Crude-Oil and Condensate Sales Volumes, Average Prices, and Revenues

 

    2011   Inc/(Dec)
vs. 2010
  2010   Inc/(Dec)
vs. 2009
  2009

United States

                   

Sales volumes—MMBbls

                48         1 %                 48         7 %                 44  

                              MBbls/d

      132         1         130         7         120  

Price per barrel

    $ 97.70         30       $ 74.96         28       $ 58.56  

International

                   

Sales volumes—MMBbls

      31         20 %       26         7 %       24  

                              MBbls/d

      85         20         71         7         67  

Price per barrel

    $ 109.20         39       $ 78.52         33       $ 59.01  

Total

                   

Sales volumes—MMBbls

      79         8 %       74         7 %       68  

                              MBbls/d

      217         8         201         7         187  

Total price per barrel

    $ 102.24         34       $ 76.22         30       $ 58.72  

Oil and condensate sales revenues (millions)

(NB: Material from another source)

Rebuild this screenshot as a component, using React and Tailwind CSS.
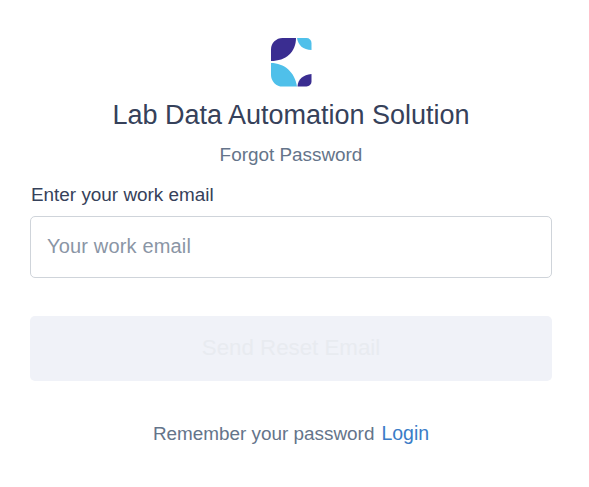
import React from 'react';

function Logo() {
  return (
    <svg width="42" height="50" viewBox="0 0 42 50" className="block">
      <path d="M12.5 0H26C26 14 16 23 1 23V11.5A11.5 11.5 0 0 1 12.5 0Z" fill="#3a2d91" />
      <path d="M27 0H36.5A5 5 0 0 1 41.5 5V12C33 12 28 7 27 0Z" fill="#4fc0ea" />
      <path d="M1 25C14 25 25 34 27 48.5H12.5A11.5 11.5 0 0 1 1 37Z" fill="#4fc0ea" />
      <path d="M27.5 48.5C28 41 33 37 41.5 36V43.5A5 5 0 0 1 36.5 48.5Z" fill="#3a2d91" />
    </svg>
  );
}

export default function App() {
  return (
    <div className="w-[589px] h-[487px] bg-white px-[30px] pt-[38px] font-['Liberation_Sans',sans-serif] overflow-hidden">
      <div className="w-[522px] flex flex-col">
        <div className="flex justify-center">
          <Logo />
        </div>

        <h1 className="mt-[11px] text-center text-[27px] leading-[32px] text-[#36415a]">
          Lab Data Automation Solution
        </h1>
        <p className="mt-[12px] text-center text-[18.9px] leading-[24px] text-[#64748a]">Forgot Password</p>

        <label className="mt-[16px] ml-[1px] text-[18.9px] leading-[24px] text-[#36415a]">Enter your work email</label>
        <input
          type="text"
          placeholder="Your work email"
          className="mt-[9px] h-[62px] w-full rounded-[5px] border border-[#cfd4da] px-4 pb-[2px] text-[20px] tracking-[0.17px] text-[#36415a] placeholder:text-[#8a95a5] outline-none"
        />

        <button
          disabled
          className="mt-[38px] h-[65px] w-full rounded-[5px] bg-[#f0f2f8] pb-[2px] text-[22.3px] text-[#e8ebf0]"
        >
          Send Reset Email
        </button>

        <div className="mt-[40px] flex justify-center items-baseline gap-[7px] text-[18.9px] leading-[24px]">
          <span className="text-[#64748a]">Remember your password</span>
          <a href="#" className="text-[19.5px] text-[#3a7cc7]">Login</a>
        </div>
      </div>
    </div>
  );
}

    $ 8,072         44       $ 5,592         39       $ 4,022  

 

MMBbls—million barrels

MBbls/d—thousand barrels per day

Anadarko’s crude-oil and condensate sales volumes increased 16 MBbls/d for the year ended December 31, 2011. This increase primarily resulted from an additional 15 MBbls/d in Ghana, where the Company’s first lifting occurred in the first quarter of 2011. Increased drilling in the Wattenberg field led to a 5 MBbls/d sales-volume improvement in the Rockies. Additionally, increased activity in the Eagleford shale and Bone Spring formation increased sales volumes from those areas by approximately 170%, contributing to an 8 MBbls/d sales-volume increase in the Southern and Appalachian Region. Partially offsetting these increases was a 9 MBbls/d sales-volume decline in the Gulf of Mexico principally caused by downtime for repairs at the Company’s Constitution spar and a third-party oil pipeline in 2011, as well as natural production declines.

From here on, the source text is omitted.